Nonetheless, he had noted Whitman’s lines about the grass. He remembered God’s handkerchief ‘designedly dropt’. The American had messed about with the dactylic rhythm, he complained, just the sort of ‘savage’ thing Whitman would do – but for all that the talk of messages, hints and remembrancers was after his own heart. For God left such suggestions in anything which, like the grass, played between light and shade; light being, for Hopkins, the Word.17
… rose-moles all in stipple upon trout that swim;
Fresh-firecoal chestnut-falls; finches’ wings;…

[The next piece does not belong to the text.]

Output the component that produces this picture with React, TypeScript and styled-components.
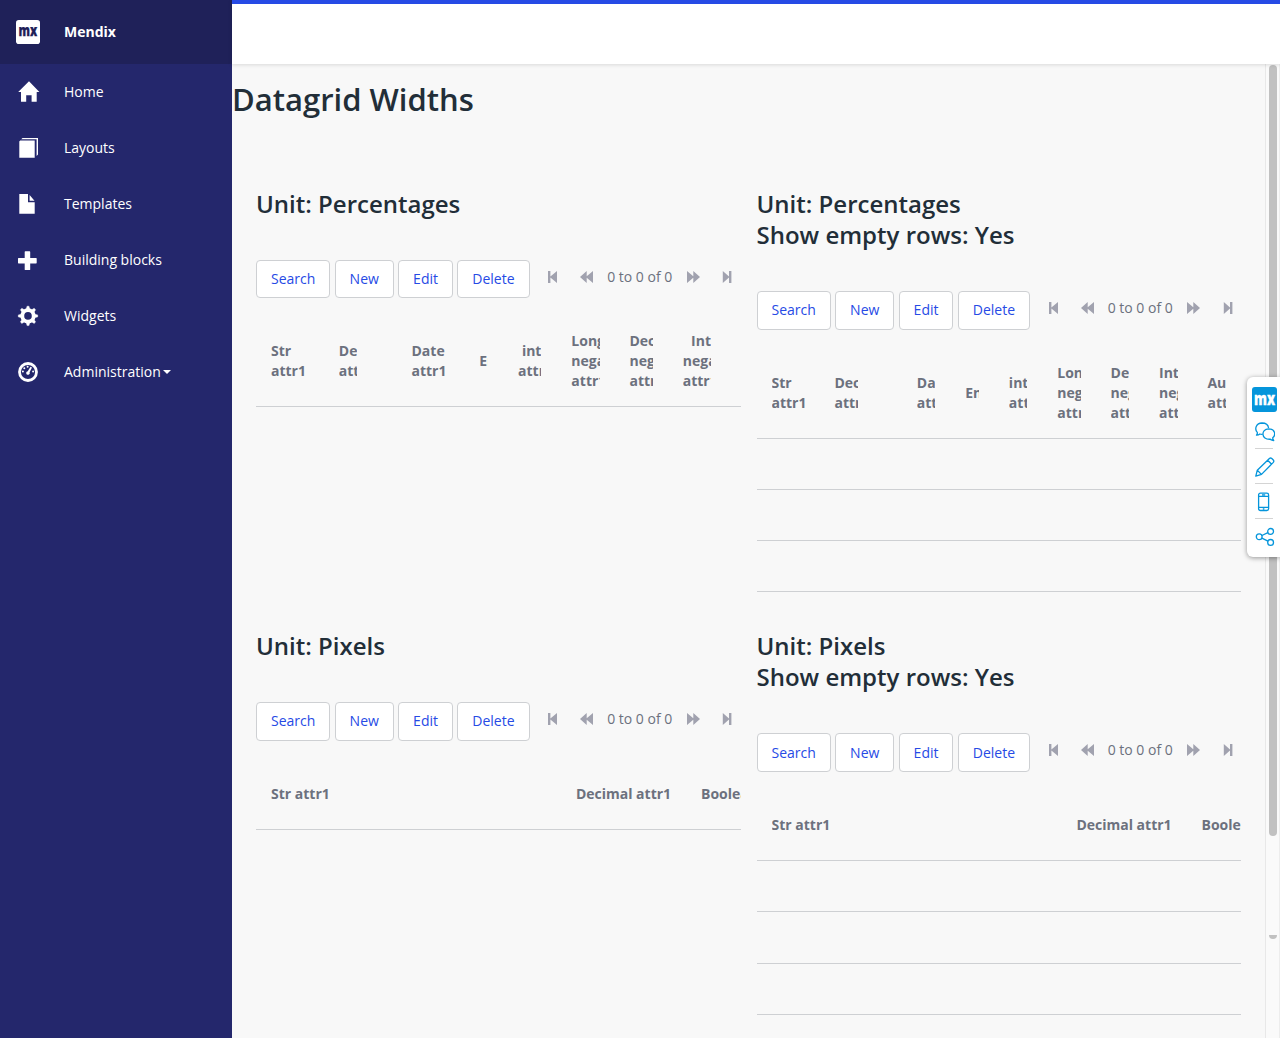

All things counter, original, spare, strange;
Whatever is fickle, freckled (who knows how?)
With swift, slow; sweet, sour; adazzle, dim;
He fathers-forth whose beauty is past change:
Praise him.
Jefferies w
as less convinced that God was involved. But he too was fascinated by the messages he found, for example, in the depths of a pinewood: the ‘spots, dots and dustings’ in a foxglove and on a butterfly’s wing, on meadow orchids and the rind of oaks. There was nothing, he wrote, that was not ‘stamped … [with] the sacred handwriting, not one word of which shall fall to the ground’. Some ‘inner meaning’ informed the sun, the wood-wasps, the trees, the grass: all that ‘shining, quivering, gleaming … changing, fluttering, shifting … mixing, weaving’. Light-script flashed even in wisps of straw, caught up by oak boughs from high-piled wagons that swayed along the country lanes. It shone too in the clover-and-timothy hay tumbled after a journey in Whitman’s hair and clothes, prompting his cry: ‘I must get what the writing means.’18
Eager eyes found potential messages everywhere in Nature, for to observe something at all might imply a private summons to read and understand. Everything demanded notice, as clearly as if it rayed out light; everything spoke, if you could only hear it, and the act of seeing could become a sort of transcendental conversation. It might be natural then, as Clare bashfully recorded of a rural poet rather like himself, to talk back:
And as he rambled in each peaceful round
Hed fancy friends in every thing he found
Muttering to cattle – aye and even flowers
As one in visions claimd his talk for hours
And hed oft wonder were we nought could see
On blades of grass and leaves upon the tree
And pointed often in a wild surpprise
To trifling hues of gadding butterflys …
As a child I believed fervently in these hidden codes; so much so that at the age of ten I devised with my friends a coded mystery involving a Chinaman. I knew no Chinamen, but had heard they had pigtails and never cut their nails, which they used as pens. The shadow of such a man – no more than that – had been seen on the wall of the infants’ cloakroom at school, just at the bottom of the stairs. Then he began to leave messages. The first were odd words and numbers written on scraps of exercise-book paper, folded very small and pressed into window frames. I found several, once under the aged watery eye of Mother Winifred, who paid no attention and was therefore involved. Then the Chinaman dropped on the playing field three coloured cords knotted round a drumstick – a form of communication used, I claimed, by the Aztecs or the Incas. Yet he was a subtler worker, too, and soon his signs were everywhere. I saw his Morse code, or perhaps Braille, on the grey silky bark of every beech tree that lined the playground. It was too high to read, but meant for us, nonetheless. Directions were scratched on stones, and important numbers reckoned by nodes on twigs. Any exquisitely finished thing in Nature – acorn cups, triangular beechmast, streaked tulip petals, the polished-smooth oak apple I kept in my blazer pocket – seemed to have his hand in it. When his calculating shadow started crawling in the spotted laurel leaves and the dandelion clocks, we all decided in terror that the mystery should end. I no longer believe that there are code words written through the landscape by a yellow, long-nailed finger. I still feel, however, that my eye is drawn to things for a reason.